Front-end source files
┏━━

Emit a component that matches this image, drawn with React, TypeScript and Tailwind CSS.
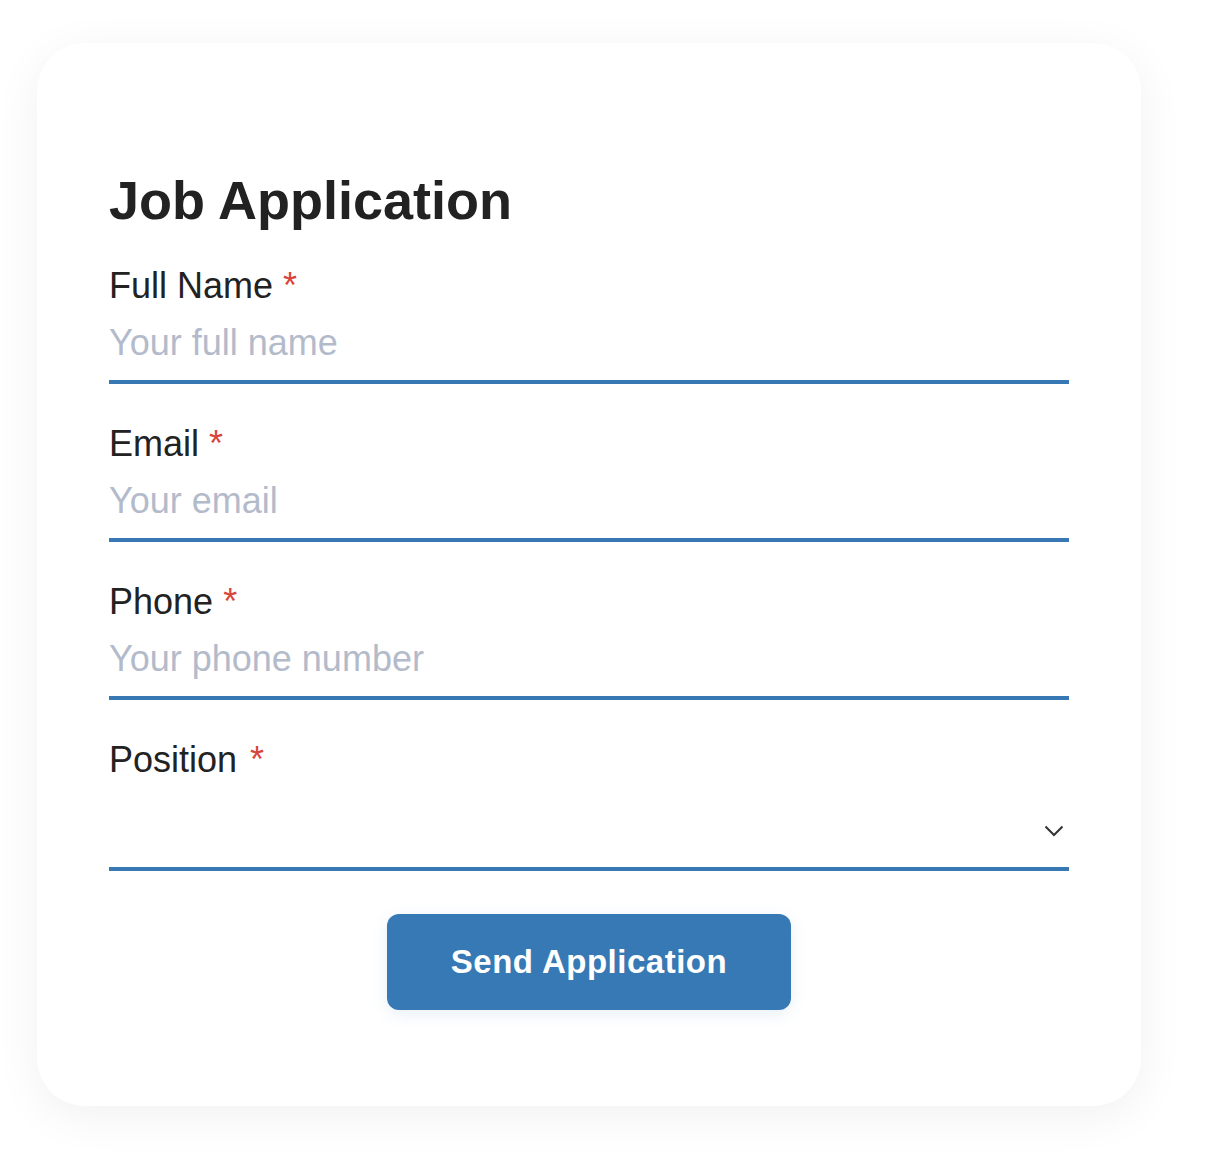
import React from "react";

const font = { fontFamily: '"Liberation Sans", Arial, Helvetica, sans-serif' };

function Field({ label, placeholder }: { label: string; placeholder: string }) {
  return (
    <div className="flex flex-col">
      <label className="pb-[4px] text-[36px] leading-[39px] text-[#222222]">
        {label} <span className="text-[#d9453a]">*</span>
      </label>
      <input
        type="text"
        placeholder={placeholder}
        className="w-full border-0 border-b-4 border-[#3778b5] bg-transparent pt-[13px] pb-[17px] text-[36px] leading-[41px] text-[#222222] outline-none placeholder:text-[#b3bbcb]"
        style={font}
      />
    </div>
  );
}

export default function App() {
  return (
    <div className="min-h-[1154px] w-[1210px] bg-white" style={font}>
      <div className="pt-[43px] pl-[37px]">
        <div className="w-[1104px] rounded-[48px] bg-white px-[72px] pt-[125px] pb-[96px] shadow-[0_10px_48px_rgba(0,0,0,0.06)]">
          <h1 className="text-[54px] font-bold leading-[65px] text-[#222222]">Job Application</h1>
          <form className="mt-[33px] flex flex-col gap-[40px]" onSubmit={(e) => e.preventDefault()}>
            <Field label="Full Name" placeholder="Your full name" />
            <Field label="Email" placeholder="Your email" />
            <Field label="Phone" placeholder="Your phone number" />
            <div className="flex flex-col">
              <label className="pb-[4px] text-[36px] leading-[39px] text-[#222222]">
                Position <span className="ml-[3px] text-[#d9453a]">*</span>
              </label>
              <div className="relative flex h-[88px] items-center border-b-4 border-[#3778b5]">
                <div className="flex-1" />
                <svg width="20" height="12" viewBox="0 0 20 12" className="mr-[5px] mt-[12px]">
                  <polyline points="1.5,1.5 10,10 18.5,1.5" fill="none" stroke="#333333" strokeWidth="2" />
                </svg>
              </div>
            </div>
            <div className="mt-[3px] flex justify-center">
              <button
                type="submit"
                className="h-[96px] w-[404px] rounded-[12px] bg-[#3779b5] text-[33px] font-bold tracking-[0.5px] text-white shadow-[0_4px_16px_rgba(55,121,181,0.12)]"
                style={font}
              >
                Send Application
              </button>
            </div>
          </form>
        </div>
      </div>
    </div>
  );
}
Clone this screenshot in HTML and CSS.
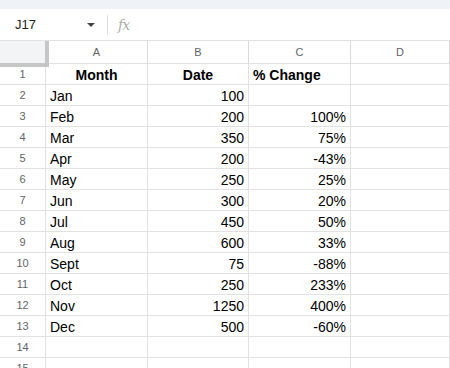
FILE: index.html
```html
<!DOCTYPE html>
<html lang="en">
<head>
    <meta charset="UTF-8">
    <title>Sheet</title>
    <link rel="stylesheet" href="styles.css">
</head>
<body>
    <div class="top-strip"></div>
    <div class="formula-bar">
        <div class="name-box">J17</div>
        <svg class="caret" width="8" height="4" viewBox="0 0 8 4"><path d="M0 0h8L4 4z" fill="#444"/></svg>
        <div class="sep"></div>
        <div class="fx">fx</div>
    </div>

    <div class="sheet">
        <div class="corner"></div>
        <div class="col-head">A</div>
        <div class="col-head">B</div>
        <div class="col-head">C</div>
        <div class="col-head">D</div>

        <div class="row-head">1</div>
        <div class="cell bold center">Month</div>
        <div class="cell bold center">Date</div>
        <div class="cell bold">% Change</div>
        <div class="cell"></div>

        <div class="row-head">2</div>
        <div class="cell">Jan</div>
        <div class="cell num">100</div>
        <div class="cell num"></div>
        <div class="cell"></div>

        <div class="row-head">3</div>
        <div class="cell">Feb</div>
        <div class="cell num">200</div>
        <div class="cell num">100%</div>
        <div class="cell"></div>

        <div class="row-head">4</div>
        <div class="cell">Mar</div>
        <div class="cell num">350</div>
        <div class="cell num">75%</div>
        <div class="cell"></div>

        <div class="row-head">5</div>
        <div class="cell">Apr</div>
        <div class="cell num">200</div>
        <div class="cell num">-43%</div>
        <div class="cell"></div>

        <div class="row-head">6</div>
        <div class="cell">May</div>
        <div class="cell num">250</div>
        <div class="cell num">25%</div>
        <div class="cell"></div>

        <div class="row-head">7</div>
        <div class="cell">Jun</div>
        <div class="cell num">300</div>
        <div class="cell num">20%</div>
        <div class="cell"></div>

        <div class="row-head">8</div>
        <div class="cell">Jul</div>
        <div class="cell num">450</div>
        <div class="cell num">50%</div>
        <div class="cell"></div>

        <div class="row-head">9</div>
        <div class="cell">Aug</div>
        <div class="cell num">600</div>
        <div class="cell num">33%</div>
        <div class="cell"></div>

        <div class="row-head">10</div>
        <div class="cell">Sept</div>
        <div class="cell num">75</div>
        <div class="cell num">-88%</div>
        <div class="cell"></div>

        <div class="row-head">11</div>
        <div class="cell">Oct</div>
        <div class="cell num">250</div>
        <div class="cell num">233%</div>
        <div class="cell"></div>

        <div class="row-head">12</div>
        <div class="cell">Nov</div>
        <div class="cell num">1250</div>
        <div class="cell num">400%</div>
        <div class="cell"></div>

        <div class="row-head">13</div>
        <div class="cell">Dec</div>
        <div class="cell num">500</div>
        <div class="cell num">-60%</div>
        <div class="cell"></div>

        <div class="row-head">14</div>
        <div class="cell"></div>
        <div class="cell"></div>
        <div class="cell"></div>
        <div class="cell"></div>

        <div class="row-head">15</div>
        <div class="cell"></div>
        <div class="cell"></div>
        <div class="cell"></div>
        <div class="cell"></div>
    </div>
</body>
</html>
```

FILE: styles.css
```css
body {
    margin: 0;
    padding: 0;
    background: #fff;
    font-family: 'Liberation Sans', Arial, sans-serif;
    overflow: hidden;
}

.top-strip {
    height: 9px;
    background: #eff3f8;
}

.formula-bar {
    height: 31px;
    display: flex;
    align-items: center;
    background: #fff;
}

.name-box {
    width: 72px;
    padding-left: 15px;
    font-size: 13px;
    color: #1f1f1f;
}

.sep {
    width: 1px;
    height: 20px;
    background: #dadce0;
    margin-left: 12px;
}

.fx {
    margin-left: 10px;
    font-family: 'DejaVu Serif', serif;
    font-style: italic;
    font-size: 14px;
    color: #adadad;
    letter-spacing: -1px;
}

.sheet {
    display: grid;
    grid-template-columns: 46px 102px 101px 102px 1fr;
    grid-template-rows: 23px repeat(15, 21px);
    border-top: 1px solid #e1e1e1;
}

.corner {
    background: #f3f4f5;
    border-right: 4px solid #c4c7c5;
    border-bottom: 4px solid #c4c7c5;
    margin-right: -3px;
    margin-bottom: -3px;
    position: relative;
    z-index: 2;
}

.col-head,
.row-head {
    background: #fff;
    color: #5f6368;
    font-size: 11px;
    display: flex;
    align-items: center;
    justify-content: center;
    border-right: 1px solid #e1e1e1;
    border-bottom: 1px solid #e1e1e1;
}

.col-head {
    border-right-color: #d9d9d9;
}

.cell {
    border-right: 1px solid #e2e2e2;
    border-bottom: 1px solid #e2e2e2;
    font-size: 14px;
    color: #000;
    padding: 1px 4px 0;
    display: flex;
    align-items: center;
    white-space: nowrap;
    overflow: hidden;
}

.cell.num {
    justify-content: flex-end;
}

.cell.center {
    justify-content: center;
}

.cell.bold {
    font-weight: bold;
}
```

┗━━

◆ REQUIRED TASK
Your answer should be a single number: the count of lines holding the word "this".

◆ SOLUTION
2